Mechanical performance of glulam beam-column moment-resisting connections with self-tapping screws as fasteners

Abstract

The innovation and improvement of connection technology is an important topic in the field of timber structure. With the development of manufacture process, the self-tapping screws or threaded rods with sufficient lengths and optimized threads provide an alternative way to realize the strong and stiff timber connection. The self-tapping screw applied as a fastener can cut threads by itself on the internal surface of a pre-drilled hole in wood, and thus establish the mechanical interlocking through the tight fit between the self-tapping screw and the wood. In order to expand the application of self-tapping screws in timber construction and explore diverse techniques to achieve timber connections with a capacity to resist moment, this paper presents experimental investigations on the glulam beam-column moment-resisting connections using self-tapping screws as fasteners.

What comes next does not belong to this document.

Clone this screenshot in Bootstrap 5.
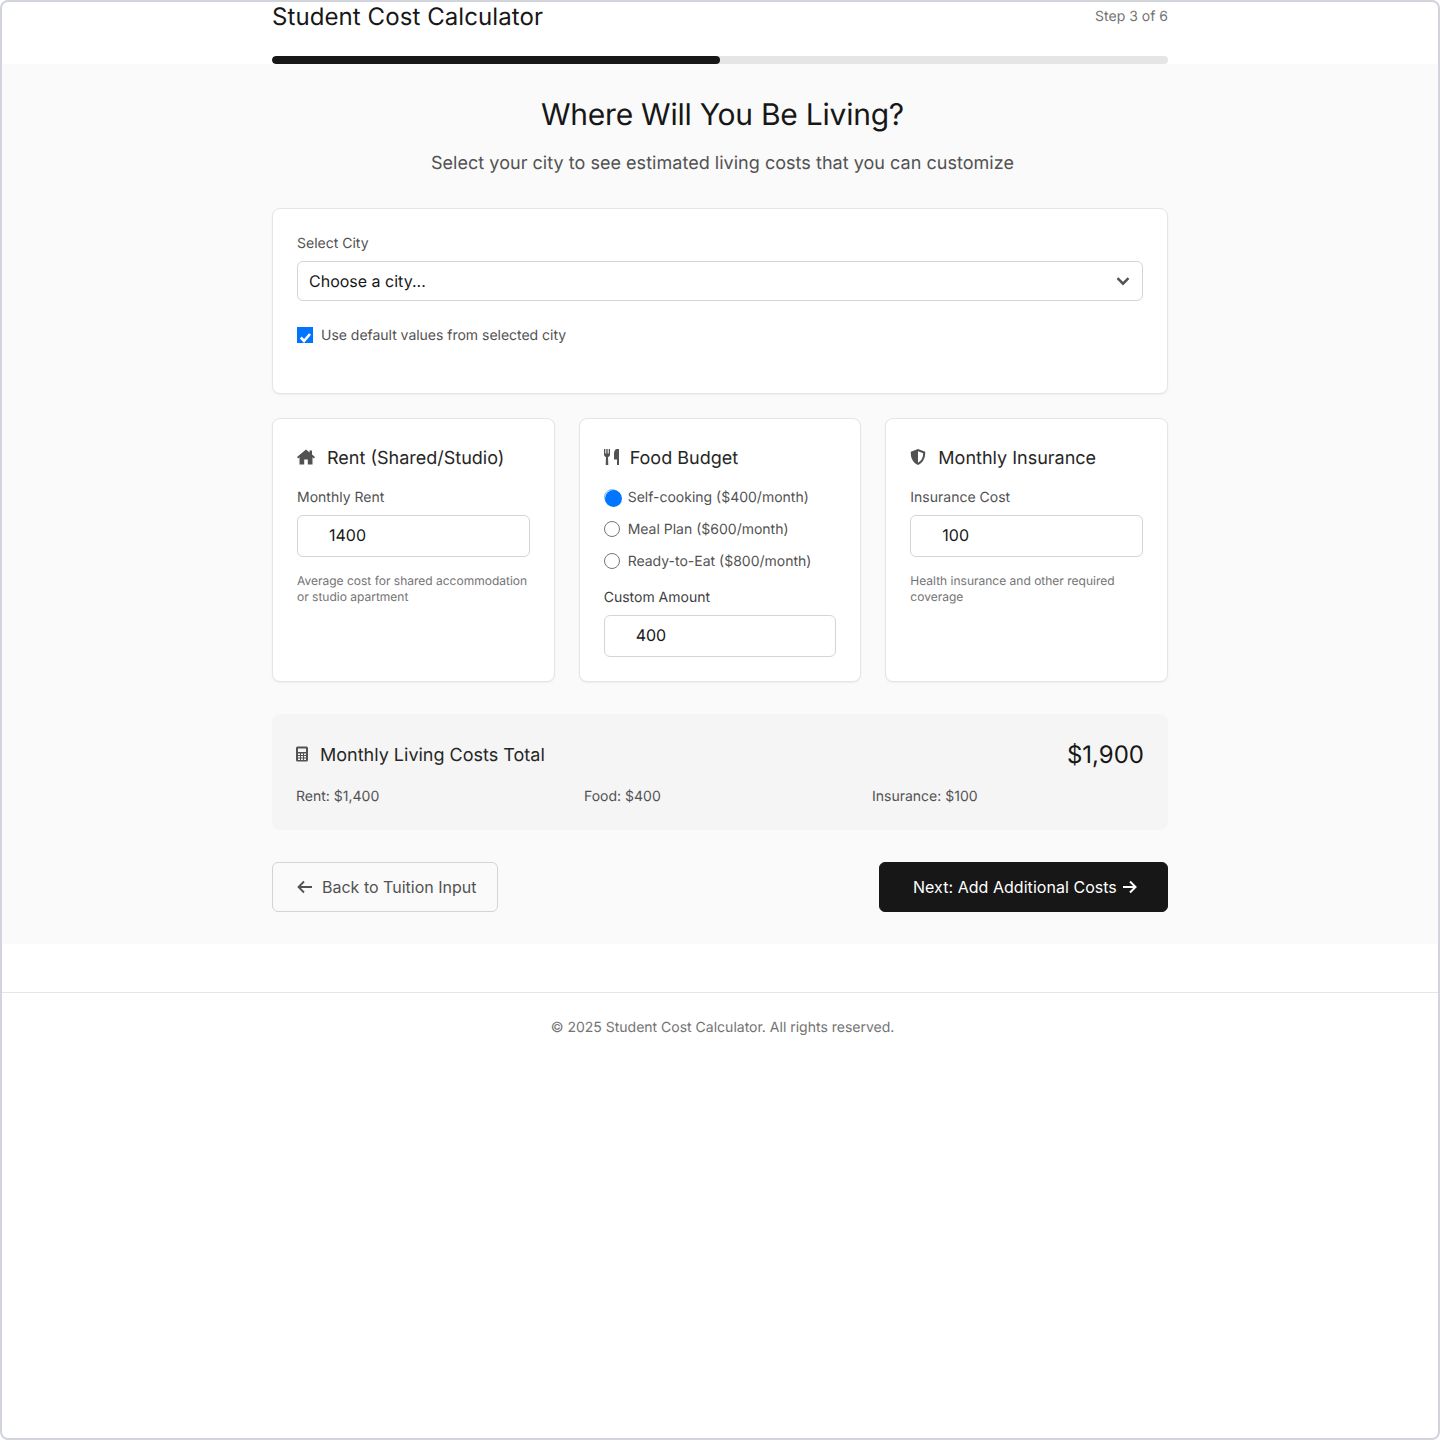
<!DOCTYPE html>
<html lang="en">
<head>
<meta charset="utf-8">
<title>Student Cost Calculator</title>
<link rel="stylesheet" href="https://cdn.jsdelivr.net/npm/bootstrap@5.3.0/dist/css/bootstrap.min.css">
<style>
html,body{margin:0;background:#fff}
body{font-family:Inter,"Liberation Sans",sans-serif;color:#171717;text-rendering:geometricPrecision}
.app-frame{height:1440px;border:2px solid #d1d5db;border-radius:8px;background:#fff;overflow:hidden}
.wrap-896{width:896px;margin-left:270px}
.top-head{height:62px}
.app-title{font-size:24px;line-height:32px;font-weight:400;letter-spacing:.08px;margin:-1px 0 23px;color:#171717}
.step-text{font-size:14px;line-height:22px;color:#737373;margin-top:4px}
.prog-track{height:8px;background:#e5e5e5;border-radius:4px;overflow:hidden}
.prog-fill{height:100%;background:#171717;border-radius:4px}
.main-zone{background:#fafafa;height:880px;padding-top:32px}
.page-h{font-size:30px;line-height:38px;font-weight:400;letter-spacing:-.24px;color:#171717;text-align:center;padding-left:5px;margin:0 0 15px}
.page-sub{font-size:18px;line-height:30px;letter-spacing:.03px;color:#525252;text-align:center;padding-left:5px;margin:0 0 29px}
.pane{background:#fff;border:1px solid #e5e5e5;border-radius:8px;box-shadow:0 1px 2px rgba(0,0,0,.05);padding:24px}
.pane-city{height:186px}
.fld-label{display:block;font-size:14px;line-height:22px;color:#525252;margin-bottom:6px}
.fld-label-dark{color:#404040;margin-top:14px}
.city-sel{height:40px;border:1px solid #d4d4d4;border-radius:6px;padding:0 11px;font-size:16px;color:#171717;background:#fff url("data:image/svg+xml,%3Csvg xmlns='http://www.w3.org/2000/svg' viewBox='0 0 16 16'%3E%3Cpath d='M2.500 5.200 8 10.700l5.500-5.500' fill='none' stroke='%23525252' stroke-width='2.400'/%3E%3C/svg%3E") no-repeat right 11px center/16px 16px}
.check-row{display:flex;align-items:center;gap:8px;font-size:14px;line-height:22px;letter-spacing:-.02px;color:#525252;margin-top:24px}
.chk{appearance:none;-webkit-appearance:none;width:16px;height:16px;margin:-2px 0 0;flex:none;background:#0075ff url("data:image/svg+xml,%3Csvg xmlns='http://www.w3.org/2000/svg' viewBox='0 0 16 16'%3E%3Cpath d='M3.800 10.500 7 14l6-7' fill='none' stroke='%23fff' stroke-width='2.600'/%3E%3C/svg%3E") no-repeat center/16px 16px}
.trio{display:grid;grid-template-columns:repeat(3,1fr);gap:24px;margin-top:24px}
.pane-trio{height:264px}
.pane-title{display:flex;align-items:center;font-size:18px;line-height:28px;font-weight:400;color:#262626;margin:2px 0 14px}
.ico{fill:#525252;flex:none;margin-bottom:4px}
.amt{height:42px;border:1px solid #d4d4d4;border-radius:6px;padding:0 0 2px 31px;font-size:16px;color:#171717;background:#fff}
.hint{font-size:12px;line-height:16px;color:#737373;margin:16px 0 0}
.rad-row{display:flex;align-items:center;gap:8px;font-size:14px;line-height:22px;color:#525252;margin-bottom:10px}
.rad{appearance:none;-webkit-appearance:none;width:16px;height:16px;border:1px solid #767676;border-radius:50%;margin:-2px 0 0;flex:none;background:#fff}
.rad-on{border:1px solid #8ab8f5;position:relative}
.rad-on::after{content:"";position:absolute;left:0;top:0;width:17px;height:17px;border-radius:50%;background:#0075ff}
.sum-box{background:#f5f5f5;border-radius:8px;margin-top:32px;height:116px;padding:24px}
.sum-title{font-size:18px;line-height:28px;color:#262626;font-weight:400;margin:0;padding-top:2px}
.sum-head{margin-top:1px;height:32px}
.sum-val{font-size:24px;line-height:32px;color:#171717}
.sum-cols{display:grid;grid-template-columns:repeat(3,1fr);gap:16px;font-size:14px;line-height:22px;color:#525252;margin-top:15px}
.nav-btns{margin-top:32px}
.bk-btn,.nx-btn{height:50px;border-radius:6px;font-size:16px;line-height:24px;display:inline-flex;align-items:center;padding:0}
.bk-btn{width:226px;background:transparent;border:1px solid #d4d4d4;color:#525252;justify-content:flex-start;gap:10px;padding-left:24px}
.bk-btn:hover{background:transparent;color:#525252;border-color:#d4d4d4}
.nx-btn{width:289px;background:#171717;border:1px solid #171717;color:#fff;justify-content:flex-start;gap:5px;padding-left:33px;letter-spacing:.04px}
.nx-btn:hover{background:#171717;color:#fff;border-color:#171717}
.foot{margin-top:48px;border-top:1px solid #e5e5e5;padding-top:24px;text-align:center;font-size:14px;line-height:22px;color:#737373}
.foot-text{padding-left:5px;margin:0}
</style>
</head>
<body>
<div class="app-frame">
  <header class="top-head">
    <div class="wrap-896">
      <div class="d-flex justify-content-between align-items-start">
        <h1 class="app-title">Student Cost Calculator</h1>
        <span class="step-text">Step 3 of 6</span>
      </div>
      <div class="prog-track"><div class="prog-fill" style="width:50%"></div></div>
    </div>
  </header>
  <main class="main-zone">
    <div class="wrap-896">
      <h2 class="page-h">Where Will You Be Living?</h2>
      <p class="page-sub">Select your city to see estimated living costs that you can customize</p>
      <section class="pane pane-city">
        <label class="fld-label" for="city">Select City</label>
        <div class="city-sel d-flex align-items-center" id="city">Choose a city...</div>
        <label class="check-row"><input class="chk" type="checkbox" checked>Use default values from selected city</label>
      </section>
      <div class="trio">
        <section class="pane pane-trio">
          <h3 class="pane-title">
            <svg class="ico" width="18" height="16" viewBox="0 0 18 16" style="margin-right:12px"><path d="M9 .5 0 8l1.100 1.400L2.500 8.200V15.500h4.700v-5h3.600v5h4.700V8.200l1.400 1.200L18 8l-3-2.500V1.500h-2.500v1.900z"/></svg>Rent (Shared/Studio)
          </h3>
          <label class="fld-label">Monthly Rent</label>
          <div class="amt d-flex align-items-center">1400</div>
          <p class="hint">Average cost for shared accommodation or studio apartment</p>
        </section>
        <section class="pane pane-trio">
          <h3 class="pane-title">
            <svg class="ico" width="15" height="16" viewBox="0 0 15 16" style="margin-right:11px"><path d="M0 0h1.300v4.500h1v-4.500h1.400v4.500h1v-4.500H6v5.500C6 7 5 7.800 4 8l.300 7.700a1 1 0 0 1-1 .3h-.600a1 1 0 0 1-1-.3L2 8C1 7.800 0 7 0 5.500zM13 0h2v16h-2v-5.500h-3V4.500C10 2 11.500 0 13 0z"/></svg>Food Budget
          </h3>
          <label class="rad-row"><input class="rad rad-on" type="radio" name="food" checked>Self-cooking ($400/month)</label>
          <label class="rad-row"><input class="rad" type="radio" name="food">Meal Plan ($600/month)</label>
          <label class="rad-row"><input class="rad" type="radio" name="food">Ready-to-Eat ($800/month)</label>
          <label class="fld-label fld-label-dark">Custom Amount</label>
          <div class="amt d-flex align-items-center">400</div>
        </section>
        <section class="pane pane-trio">
          <h3 class="pane-title">
            <svg class="ico" width="16" height="16" viewBox="0 0 16 16" style="margin-right:12px"><path fill-rule="evenodd" d="M8 0 15.200 2.800C15.500 8.500 13.500 13.600 8 16 2.500 13.600.500 8.500.800 2.800zM8 2.200V13.700C11.500 11.900 13.100 8.500 13.200 4.200z"/></svg>Monthly Insurance
          </h3>
          <label class="fld-label">Insurance Cost</label>
          <div class="amt d-flex align-items-center">100</div>
          <p class="hint">Health insurance and other required coverage</p>
        </section>
      </div>
      <section class="sum-box">
        <div class="sum-head d-flex justify-content-between align-items-center">
          <h3 class="sum-title d-flex align-items-center">
            <svg class="ico" width="12" height="16" viewBox="0 0 12 16" style="margin-right:12px"><path fill-rule="evenodd" d="M1.500.5h9A1.500 1.500 0 0 1 12 2v12a1.500 1.500 0 0 1-1.500 1.500h-9A1.500 1.500 0 0 1 0 14V2A1.500 1.500 0 0 1 1.500.5zM2 2.500V6h8V2.500zM2 7.500v1.500h2V7.500zM5 7.500v1.500h2V7.500zM8 7.500v1.500h2V7.500zM2 10v1.500h2V10zM5 10v1.500h2V10zM8 10v1.500h2V10zM2 12.500V14h2v-1.500zM5 12.500V14h2v-1.500zM8 12.500V14h2v-1.500z"/></svg>Monthly Living Costs Total
          </h3>
          <span class="sum-val">$1,900</span>
        </div>
        <div class="sum-cols"><span>Rent: $1,400</span><span>Food: $400</span><span>Insurance: $100</span></div>
      </section>
      <div class="nav-btns d-flex justify-content-between">
        <button class="btn bk-btn" type="button"><svg width="15" height="14" viewBox="0 0 15 14"><path d="M7 1.500 1.500 7 7 12.500M2 7h13" fill="none" stroke="#525252" stroke-width="1.800"/></svg>Back to Tuition Input</button>
        <button class="btn nx-btn" type="button">Next: Add Additional Costs<svg width="15" height="14" viewBox="0 0 15 14"><path d="M8 1.500 13.500 7 8 12.500M13 7H1" fill="none" stroke="#fff" stroke-width="2"/></svg></button>
      </div>
    </div>
  </main>
  <footer class="foot"><p class="foot-text">© 2025 Student Cost Calculator. All rights reserved.</p></footer>
</div>
</body>
</html>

A series of withdrawal tests are carried out on 240 specimens to research the withdrawal property of self-tapping screws in glulam. A total of 16 full-scale beam-column connections with 8 different geometric configurations are tested under cyclic loading to research the mechanical performance of the connections regarding moment resistance, rotation stiffness, deformability, hysteresis characteristics, stiffness degradation and energy dissipation capacity. The results indicate that this type of connection with self-tapping screws is characterized by a high moment resistance and rotation stiffness, but not very considerable deformability and energy dissipation capacity.